Re: [PATCH] Optimize rename detection for a huge diff

[Date Prev][Date Next][Thread Prev][Thread Next][Date Index][Thread Index]

 



Junio C Hamano <gitster@xxxxxxxxx> writes:

> With a bit of tweak, now I am getting these numbers to the
> rename detection that used to spend 800MB (the peak I observed
> was somewhere around 430MB).
>
> (after patch, in the kernel repository, master at 96b5a46)
> $ /usr/bin/time git-diff -M -l0 --name-status d19fbe8a7 master >/var/tmp/3
> 157.20user 1.03system 2:38.72elapsed 99%CPU (0avgtext+0avgdata 0maxresident)k
> 0inputs+0outputs (32major+237315minor)pagefaults 0swaps
>
> (before patch, same diff)
> $ /usr/bin/time git-diff -M -l0 --name-status d19fbe8a7 master >/var/tmp/4
> 174.00user 2.73system 3:09.55elapsed 93%CPU (0avgtext+0avgdata 0maxresident)k
> 0inputs+0outputs (6106major+459314minor)pagefaults 0swaps
>
> So it is not that much of an improvement, but it seems to help
> somewhat.
> ...
> We would need to see where the remaining 400MB is going and try
> to shrink it, but this would be an improvement so I'll soon be
> moving this to 'next'.

I noticed that massif reported diff_queue() very high in the
list, so came up with this patch on top of the previous ones.

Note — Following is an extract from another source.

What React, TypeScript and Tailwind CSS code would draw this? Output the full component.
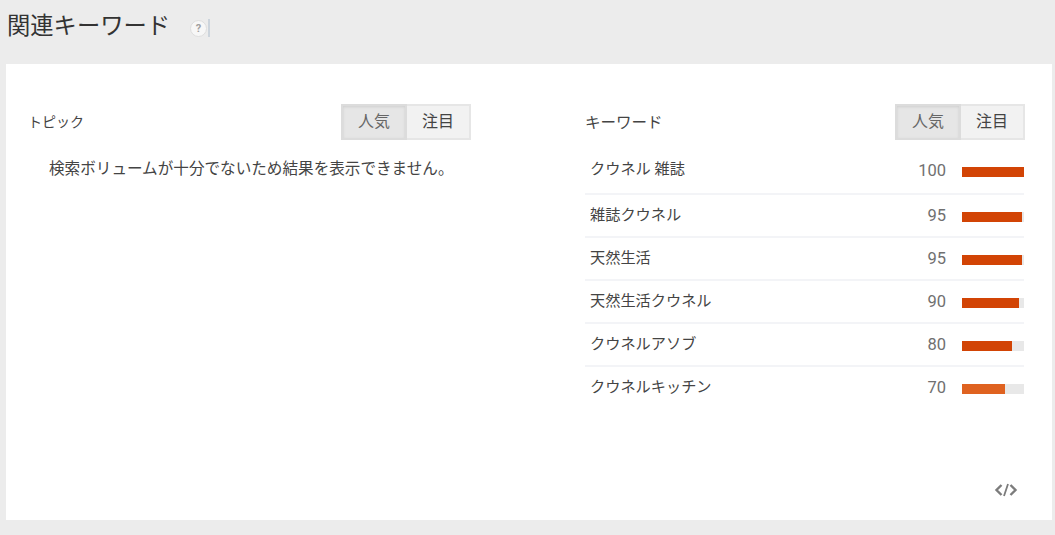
const font = { jp: 'font-["Roboto","Noto_Sans_CJK_JP",sans-serif]' };

const rows = [
  { name: 'クウネル 雑誌', value: 100, color: 'bg-[#d24405]' },
  { name: '雑誌クウネル', value: 95, color: 'bg-[#d24405]' },
  { name: '天然生活', value: 95, color: 'bg-[#d24405]' },
  { name: '天然生活クウネル', value: 90, color: 'bg-[#d24405]' },
  { name: 'クウネルアソブ', value: 80, color: 'bg-[#d24405]' },
  { name: 'クウネルキッチン', value: 70, color: 'bg-[#df6220]' },
];

function Toggle() {
  return (
    <div className="flex text-[16px] leading-none">
      <div className="w-[66px] h-[36px] flex items-center justify-center bg-[#e6e6e6] border-2 border-[#dcdcdc] text-[#666] shadow-[inset_0_1px_3px_rgba(0,0,0,0.1)]">
        人気
      </div>
      <div className="w-[64px] h-[36px] flex items-center justify-center bg-[#f2f2f2] border-2 border-l-0 border-[#e6e6e6] text-[#444]">
        注目
      </div>
    </div>
  );
}

export default function App() {
  return (
    <div className={`${font.jp} h-[535px] w-[1055px] overflow-hidden bg-[#ececec] flex flex-col`}>
      <div className="h-[64px] pl-[7px] pt-[10px] flex items-start">
        <h1 className="text-[23.3px] leading-[32px] font-normal text-[#333]">関連キーワード</h1>
        <div className="ml-[20px] mt-[10px] w-[17px] h-[17px] rounded-full bg-[#f7f7f7] border border-[#dedede] flex items-center justify-center text-[11px] font-bold text-[#a0a0a0] leading-none">
          ?
        </div>
        <div className="ml-[1px] mt-[9px] w-[2px] h-[18px] bg-[#ccd4dc]" />
      </div>

      <div className="ml-[6px] mr-[3px] h-[456px] bg-white pt-[40px] pl-[23px] pr-[27px] flex justify-between relative">
        <section className="w-[442px]">
          <div className="flex items-center justify-between h-[36px]">
            <h2 className="-ml-[1px] text-[14px] font-normal text-[#444]">トピック</h2>
            <Toggle />
          </div>
          <p className="mt-[18px] pl-[20px] text-[15.6px] leading-[22px] text-[#444]">
            検索ボリュームが十分でないため結果を表示できません。
          </p>
        </section>

        <section className="w-[440px]">
          <div className="flex items-center justify-between h-[36px]">
            <h2 className="pt-[3px] text-[15.5px] font-normal text-[#444]">キーワード</h2>
            <Toggle />
          </div>
          <div className="mt-[10px] mr-[1px]">
            {rows.map((row, i) => (
              <div
                key={row.name}
                className={`${i === 0 ? 'h-[45px]' : 'h-[43px] pt-[2px] last:pt-0'} flex items-center border-b-2 border-[#f3f4f7] last:border-b-0`}
              >
                <span className={`pl-[5px] text-[15.2px] text-[#444] flex-1 ${i === 0 ? '-mt-[4px]' : '-mt-[2px]'}`}>{row.name}</span>
                <span className="text-[16.5px] text-[#707070] w-[40px] text-right">{row.value}</span>
                <div className="ml-[16px] w-[62px] h-[10px] bg-[#e8e8e8]">
                  <div className={`h-full ${row.color}`} style={{ width: `${row.value === 95 ? 97 : row.value === 90 ? 92 : row.value}%` }} />
                </div>
              </div>
            ))}
          </div>
        </section>

        <svg className="absolute right-[34px] bottom-[23px]" width="24" height="14" viewBox="0 0 24 14" fill="none" stroke="#7c7c7c" strokeWidth="2.4">
          <path d="M7.5 2 L2.5 7 L7.5 12" />
          <path d="M16.5 2 L21.5 7 L16.5 12" />
          <path d="M14 1 L10 13" strokeWidth="1.8" />
        </svg>
      </div>
    </div>
  );
}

162.75user 1.92system 2:45.22elapsed 99%CPU (0avgtext+0avgdata 0maxresident)k
0inputs+0outputs (0major+215490minor)pagefaults 0swaps

Still not much of an improvement (10%, judging from the minor
fault counts?), and it risks crashing if there is an unconvered
free() that frees a diff_filepair that was obtained from the
bulk allocator.

---
 alloc.c               |   33 ++++++++++++++++++++
 builtin-diff-tree.c   |    2 +-
 builtin-rev-parse.c   |    2 +-
 builtin-send-pack.c   |    2 +-
 builtin-show-branch.c |    2 +-
 cache.h               |    4 ++
 commit.c              |   14 ++++----
 diff.c                |    4 +-
 diffcore-break.c      |   12 ++++---
 diffcore-rename.c     |   80 +++++++++++++++++++++++++++++++++++-------------
 diffcore.h            |    4 ++
 http-push.c           |    2 +-
 revision.c            |    6 ++--
 upload-pack.c         |    2 +-
 14 files changed, 124 insertions(+), 45 deletions(-)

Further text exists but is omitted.